REQUIREMENTS -> Reproduce the listing below without changes, except that pictures are left out.

STORED DATA ->

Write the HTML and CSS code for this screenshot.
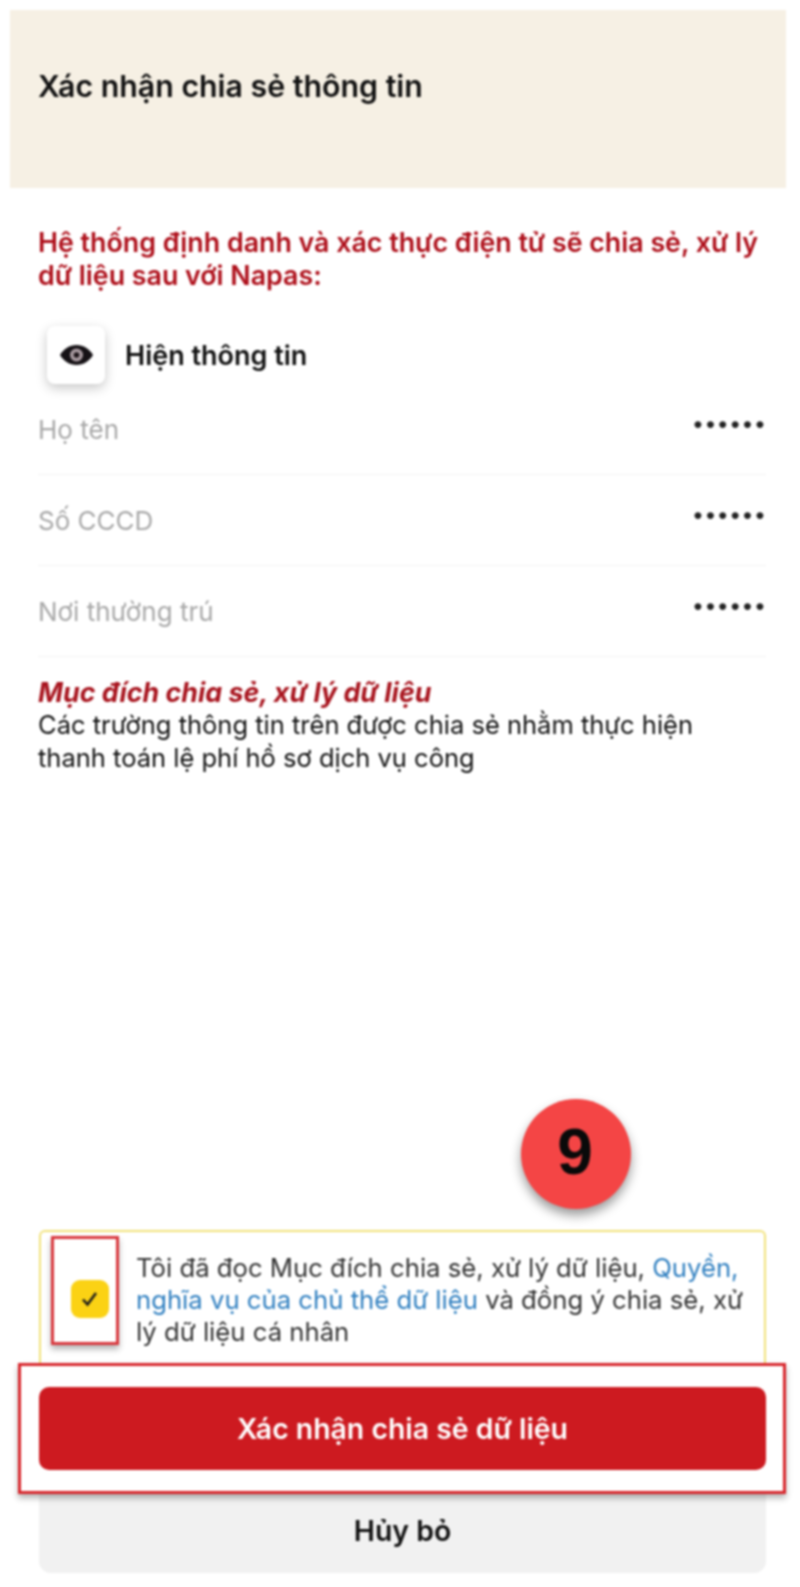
FILE: index.html
```html
<!DOCTYPE html>
<html lang="vi">
<head>
<meta charset="utf-8">
<title>Xác nhận chia sẻ thông tin</title>
<link rel="stylesheet" href="styles.css">
</head>
<body>
<div class="page">
  <header class="head"><h1>Xác nhận chia sẻ thông tin</h1></header>
  <main class="content">
    <p class="notice">Hệ thống định danh và xác thực điện tử sẽ chia sẻ, xử lý dữ liệu sau với Napas:</p>
    <div class="reveal">
      <span class="eye-btn">
        <svg width="33" height="20" viewBox="0 0 33 20"><path fill="#161216" d="M16.500 0C9.500 0 3.500 4 0 10c3.500 6 9.500 10 16.500 10S29.500 16 33 10C29.500 4 23.500 0 16.500 0Z"/><circle cx="16.500" cy="10" r="6.500" fill="#a89aa0"/><circle cx="16.500" cy="10" r="2.800" fill="#1c1418"/></svg>
      </span>
      <span class="reveal-label">Hiện thông tin</span>
    </div>
    <div class="row"><span class="key">Họ tên</span><span class="val">••••••</span></div>
    <div class="row"><span class="key">Số CCCD</span><span class="val">••••••</span></div>
    <div class="row"><span class="key">Nơi thường trú</span><span class="val">••••••</span></div>
    <h2 class="purpose">Mục đích chia sẻ, xử lý dữ liệu</h2>
    <p class="purpose-text">Các trường thông tin trên được chia sẻ nhằm thực hiện thanh toán lệ phí hồ sơ dịch vụ công</p>
  </main>
  <div class="footer">
    <div class="consent">
      <span class="check">
        <svg width="20" height="18" viewBox="0 0 20 18"><path d="M3 9.500l4.500 5L16 3" fill="none" stroke="#1c1c1c" stroke-width="2.600"/></svg>
      </span>
      <p class="consent-text">Tôi đã đọc Mục đích chia sẻ, xử lý dữ liệu, <a class="link">Quyền,</a> <a class="link">nghĩa vụ của chủ thể dữ liệu</a> và đồng ý chia sẻ, xử lý dữ liệu cá nhân</p>
    </div>
    <button class="btn btn-primary">Xác nhận chia sẻ dữ liệu</button>
    <button class="btn btn-cancel">Hủy bỏ</button>
  </div>
</div>
<div class="badge">9</div>
<div class="mark mark-check"></div>
<div class="mark mark-btn"></div>
</body>
</html>
```
FILE: styles.css
```css
* { box-sizing: border-box; }
html, body { margin: 0; padding: 0; background: #fff; }
body {
  position: relative;
  width: 800px;
  height: 1587px;
  overflow: hidden;
  font-family: Inter, "Noto Sans", sans-serif;
  color: #111;
  filter: blur(0.8px);
}
.page {
  height: 1587px;
  display: flex;
  flex-direction: column;
}
.head {
  margin: 10px 14px 0 10px;
  height: 178px;
  background: #f6f0e4;
  padding: 58px 0 0 28px;
}
.head h1 { margin: 0; font-size: 30.300px; line-height: 36px; font-weight: 600; }
.content { padding: 38px 34px 0 38px; flex: 1; }
.notice {
  margin: 0;
  color: #ae0f1a;
  font-size: 26.800px;
  line-height: 33px;
  font-weight: 600;
}
.reveal { display: flex; align-items: center; gap: 20px; margin: 34px 0 0 9px; }
.eye-btn {
  width: 58px;
  height: 58px;
  border-radius: 8px;
  background: #fff;
  display: flex;
  align-items: center;
  justify-content: center;
  box-shadow: 0 4px 12px rgba(0,0,0,.22);
}
.reveal-label { font-size: 27px; font-weight: 600; }
.row {
  height: 91px;
  display: flex;
  justify-content: space-between;
  align-items: center;
  border-bottom: 1px solid #f2f2f2;
}
.key { font-size: 26px; color: #a8a8a8; }
.val { font-size: 22px; color: #222; margin-top: -12px; }
.purpose {
  margin: 19px 0 0;
  color: #a8141e;
  font-size: 26.800px;
  line-height: 32px;
  font-style: italic;
  font-weight: 700;
}
.purpose-text { margin: 0; font-size: 25.500px; line-height: 33px; }
.footer { padding: 0 34px 14px 39px; }
.consent {
  height: 133px;
  display: flex;
  align-items: center;
  gap: 27px;
  padding: 0 14px 0 30px;
  border: 2px solid #f1e27a;
  border-bottom: 0;
  border-radius: 6px 6px 0 0;
}
.check {
  flex: none;
  width: 38px;
  height: 38px;
  margin-top: 2px;
  border-radius: 9px;
  background: #fbd214;
  display: flex;
  align-items: center;
  justify-content: center;
}
.consent-text { margin: 4px 0 0; font-size: 25.700px; line-height: 32px; color: #333; }
.link { color: #2f7fc0; }
.btn {
  display: block;
  width: 100%;
  border: 0;
  font: inherit;
  font-weight: 600;
  font-size: 28.400px;
}
.btn-primary {
  height: 83px;
  margin-top: 24px;
  background: #cd1a20;
  color: #fff;
  border-radius: 10px;
}
.btn-cancel {
  height: 80px;
  margin-top: 23px;
  background: #f1f1f1;
  color: #111;
  border-radius: 0 0 12px 12px;
  padding-bottom: 6px;
}
.badge {
  position: absolute;
  left: 521px;
  top: 1099px;
  width: 110px;
  height: 110px;
  padding: 0 2px 5px 0;
  border-radius: 50%;
  background: #f44545;
  box-shadow: 0 6px 11px rgba(0,0,0,.4);
  display: flex;
  align-items: center;
  justify-content: center;
  font: 700 64px "Liberation Sans", sans-serif;
  color: #0a0a0a;
}
.mark { position: absolute; border: 3px solid #d9383e; box-shadow: 0 4px 6px rgba(0,0,0,.3); }
.mark-check { left: 51px; top: 1236px; width: 68px; height: 109px; }
.mark-btn { left: 18px; top: 1363px; width: 768px; height: 131px; border-color: #d8262c; }
```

THE RESPONSE ->
Write the HTML and CSS code for this screenshot.
FILE: index.html
```html
<!DOCTYPE html>
<html lang="vi">
<head>
<meta charset="utf-8">
<title>Xác nhận chia sẻ thông tin</title>
<link rel="stylesheet" href="styles.css">
</head>
<body>
<div class="page">
  <header class="head"><h1>Xác nhận chia sẻ thông tin</h1></header>
  <main class="content">
    <p class="notice">Hệ thống định danh và xác thực điện tử sẽ chia sẻ, xử lý dữ liệu sau với Napas:</p>
    <div class="reveal">
      <span class="eye-btn">
        <svg width="33" height="20" viewBox="0 0 33 20"><path fill="#161216" d="M16.500 0C9.500 0 3.500 4 0 10c3.500 6 9.500 10 16.500 10S29.500 16 33 10C29.500 4 23.500 0 16.500 0Z"/><circle cx="16.500" cy="10" r="6.500" fill="#a89aa0"/><circle cx="16.500" cy="10" r="2.800" fill="#1c1418"/></svg>
      </span>
      <span class="reveal-label">Hiện thông tin</span>
    </div>
    <div class="row"><span class="key">Họ tên</span><span class="val">••••••</span></div>
    <div class="row"><span class="key">Số CCCD</span><span class="val">••••••</span></div>
    <div class="row"><span class="key">Nơi thường trú</span><span class="val">••••••</span></div>
    <h2 class="purpose">Mục đích chia sẻ, xử lý dữ liệu</h2>
    <p class="purpose-text">Các trường thông tin trên được chia sẻ nhằm thực hiện thanh toán lệ phí hồ sơ dịch vụ công</p>
  </main>
  <div class="footer">
    <div class="consent">
      <span class="check">
        <svg width="20" height="18" viewBox="0 0 20 18"><path d="M3 9.500l4.500 5L16 3" fill="none" stroke="#1c1c1c" stroke-width="2.600"/></svg>
      </span>
      <p class="consent-text">Tôi đã đọc Mục đích chia sẻ, xử lý dữ liệu, <a class="link">Quyền,</a> <a class="link">nghĩa vụ của chủ thể dữ liệu</a> và đồng ý chia sẻ, xử lý dữ liệu cá nhân</p>
    </div>
    <button class="btn btn-primary">Xác nhận chia sẻ dữ liệu</button>
    <button class="btn btn-cancel">Hủy bỏ</button>
  </div>
</div>
<div class="badge">9</div>
<div class="mark mark-check"></div>
<div class="mark mark-btn"></div>
</body>
</html>
```
FILE: styles.css
```css
* { box-sizing: border-box; }
html, body { margin: 0; padding: 0; background: #fff; }
body {
  position: relative;
  width: 800px;
  height: 1587px;
  overflow: hidden;
  font-family: Inter, "Noto Sans", sans-serif;
  color: #111;
  filter: blur(0.8px);
}
.page {
  height: 1587px;
  display: flex;
  flex-direction: column;
}
.head {
  margin: 10px 14px 0 10px;
  height: 178px;
  background: #f6f0e4;
  padding: 58px 0 0 28px;
}
.head h1 { margin: 0; font-size: 30.300px; line-height: 36px; font-weight: 600; }
.content { padding: 38px 34px 0 38px; flex: 1; }
.notice {
  margin: 0;
  color: #ae0f1a;
  font-size: 26.800px;
  line-height: 33px;
  font-weight: 600;
}
.reveal { display: flex; align-items: center; gap: 20px; margin: 34px 0 0 9px; }
.eye-btn {
  width: 58px;
  height: 58px;
  border-radius: 8px;
  background: #fff;
  display: flex;
  align-items: center;
  justify-content: center;
  box-shadow: 0 4px 12px rgba(0,0,0,.22);
}
.reveal-label { font-size: 27px; font-weight: 600; }
.row {
  height: 91px;
  display: flex;
  justify-content: space-between;
  align-items: center;
  border-bottom: 1px solid #f2f2f2;
}
.key { font-size: 26px; color: #a8a8a8; }
.val { font-size: 22px; color: #222; margin-top: -12px; }
.purpose {
  margin: 19px 0 0;
  color: #a8141e;
  font-size: 26.800px;
  line-height: 32px;
  font-style: italic;
  font-weight: 700;
}
.purpose-text { margin: 0; font-size: 25.500px; line-height: 33px; }
.footer { padding: 0 34px 14px 39px; }
.consent {
  height: 133px;
  display: flex;
  align-items: center;
  gap: 27px;
  padding: 0 14px 0 30px;
  border: 2px solid #f1e27a;
  border-bottom: 0;
  border-radius: 6px 6px 0 0;
}
.check {
  flex: none;
  width: 38px;
  height: 38px;
  margin-top: 2px;
  border-radius: 9px;
  background: #fbd214;
  display: flex;
  align-items: center;
  justify-content: center;
}
.consent-text { margin: 4px 0 0; font-size: 25.700px; line-height: 32px; color: #333; }
.link { color: #2f7fc0; }
.btn {
  display: block;
  width: 100%;
  border: 0;
  font: inherit;
  font-weight: 600;
  font-size: 28.400px;
}
.btn-primary {
  height: 83px;
  margin-top: 24px;
  background: #cd1a20;
  color: #fff;
  border-radius: 10px;
}
.btn-cancel {
  height: 80px;
  margin-top: 23px;
  background: #f1f1f1;
  color: #111;
  border-radius: 0 0 12px 12px;
  padding-bottom: 6px;
}
.badge {
  position: absolute;
  left: 521px;
  top: 1099px;
  width: 110px;
  height: 110px;
  padding: 0 2px 5px 0;
  border-radius: 50%;
  background: #f44545;
  box-shadow: 0 6px 11px rgba(0,0,0,.4);
  display: flex;
  align-items: center;
  justify-content: center;
  font: 700 64px "Liberation Sans", sans-serif;
  color: #0a0a0a;
}
.mark { position: absolute; border: 3px solid #d9383e; box-shadow: 0 4px 6px rgba(0,0,0,.3); }
.mark-check { left: 51px; top: 1236px; width: 68px; height: 109px; }
.mark-btn { left: 18px; top: 1363px; width: 768px; height: 131px; border-color: #d8262c; }
```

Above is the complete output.